Banks hope to resolve 8 cases outside NCLT

Borrowers from firms in other sectors too hopeful of getting similar relief

Updated - September 11, 2018 10:45 pm IST

Published - September 11, 2018 10:39 pm IST - Mumbai

With the Supreme Court staying Reserve Bank of India’s directive to banks for filing bankruptcy proceedings against defaulting borrowers, lenders are hoping to resolve at least eight power sector accounts worth ₹70,000 crore out of the 20 cases that were headed to the National Company Law Tribunal (NCLT).

Two-month window

The next hearing in the matter is in November, which means there will be a two-month window by which banks and their borrowers can work out a resolution outside NCLT.

Most of the resolutions are expected to happen through fresh infusion of equity by investors, in which existing promoters will either exit or see their stake reduce substantially.

According to bankers, out of the 20 power projects that were referred to the NCLT, eight are likely to be resolved outside the bankruptcy court. The total bank debt in these 20 projects is about ₹2 lakh crore.

Eight power projects totalling 13,000 MW, have a debt of about ₹70,000 crore and are in the final stages of resolution.

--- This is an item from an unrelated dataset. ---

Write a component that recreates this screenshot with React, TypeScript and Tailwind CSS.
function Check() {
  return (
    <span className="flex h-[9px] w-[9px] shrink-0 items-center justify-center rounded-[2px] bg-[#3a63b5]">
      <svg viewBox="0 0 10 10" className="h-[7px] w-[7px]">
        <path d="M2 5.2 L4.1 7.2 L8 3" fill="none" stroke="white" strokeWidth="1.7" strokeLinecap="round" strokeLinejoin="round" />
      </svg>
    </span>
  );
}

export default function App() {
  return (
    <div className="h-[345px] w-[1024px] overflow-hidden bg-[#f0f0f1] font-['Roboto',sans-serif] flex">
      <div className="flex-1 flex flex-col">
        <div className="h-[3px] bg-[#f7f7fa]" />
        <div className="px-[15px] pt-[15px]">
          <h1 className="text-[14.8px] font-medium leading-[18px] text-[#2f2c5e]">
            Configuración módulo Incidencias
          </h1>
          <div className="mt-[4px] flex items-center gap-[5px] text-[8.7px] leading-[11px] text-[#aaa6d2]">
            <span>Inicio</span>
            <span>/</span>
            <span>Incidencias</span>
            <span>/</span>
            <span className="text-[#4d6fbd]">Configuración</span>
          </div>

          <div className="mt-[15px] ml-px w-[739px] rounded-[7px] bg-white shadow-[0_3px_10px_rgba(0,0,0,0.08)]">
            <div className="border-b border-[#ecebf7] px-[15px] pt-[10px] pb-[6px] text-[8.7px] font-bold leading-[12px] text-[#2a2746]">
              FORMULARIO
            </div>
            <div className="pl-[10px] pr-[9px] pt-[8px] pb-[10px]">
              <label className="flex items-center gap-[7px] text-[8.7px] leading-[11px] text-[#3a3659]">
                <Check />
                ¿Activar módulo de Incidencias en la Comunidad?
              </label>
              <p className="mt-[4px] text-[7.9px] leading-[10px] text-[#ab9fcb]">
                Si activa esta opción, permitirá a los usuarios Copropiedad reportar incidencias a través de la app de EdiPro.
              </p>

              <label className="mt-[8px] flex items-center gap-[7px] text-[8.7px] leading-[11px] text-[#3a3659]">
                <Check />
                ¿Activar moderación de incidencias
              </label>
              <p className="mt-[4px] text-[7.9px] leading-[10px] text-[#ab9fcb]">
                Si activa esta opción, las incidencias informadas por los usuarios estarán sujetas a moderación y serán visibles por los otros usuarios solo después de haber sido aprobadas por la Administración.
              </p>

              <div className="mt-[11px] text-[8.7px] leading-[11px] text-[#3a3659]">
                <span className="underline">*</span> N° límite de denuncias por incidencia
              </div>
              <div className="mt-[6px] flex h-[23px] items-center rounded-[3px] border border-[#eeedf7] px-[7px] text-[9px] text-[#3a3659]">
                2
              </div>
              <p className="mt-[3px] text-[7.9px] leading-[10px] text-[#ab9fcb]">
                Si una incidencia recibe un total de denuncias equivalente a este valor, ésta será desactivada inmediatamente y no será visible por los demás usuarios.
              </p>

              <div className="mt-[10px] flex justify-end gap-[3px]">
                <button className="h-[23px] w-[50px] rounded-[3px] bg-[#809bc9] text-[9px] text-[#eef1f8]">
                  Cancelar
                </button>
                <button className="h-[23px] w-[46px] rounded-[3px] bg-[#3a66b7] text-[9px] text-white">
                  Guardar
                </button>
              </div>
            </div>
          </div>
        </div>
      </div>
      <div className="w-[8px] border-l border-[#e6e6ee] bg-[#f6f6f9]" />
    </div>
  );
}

“The Supreme Court order has provided a great relief to power sector stressed assets. This would provide time for bankers to finalise a resolution plan for about 13 GW of projects which are presently in their final stages of resolution,” Ashok Khurana, director general, Association of Power Producers (APP), told The Hindu .

The power projects at final stages of negotiation with the lenders include those of Prayagraj Power, Lanco Infratech, Jaypee Power Ventures, KSK Mahanadi, Coastal Energy, Avantha Power and SKS Power.

Vishrov Mukerjee, partner at J. Sagar Associates, believes that the immediate threat of moving the NCLT now gets abated. “The projects that are close to resolution by the banks should be allowed to go through, or it becomes counter productive,” Mr. Mukerjee said.

Borrowers are also expecting a clarification from the banking regulator following the Supreme Court order. While the SC order was in respect to power, textile and shipping sectors, borrowers in other sectors are now hopeful of getting a similar relief.

“This has set a precedent, so we have also moved court for more time,” said a senior official of a construction firm. Experts said while consistency around regulation is the key to investor confidence, there are cases facing genuine issues.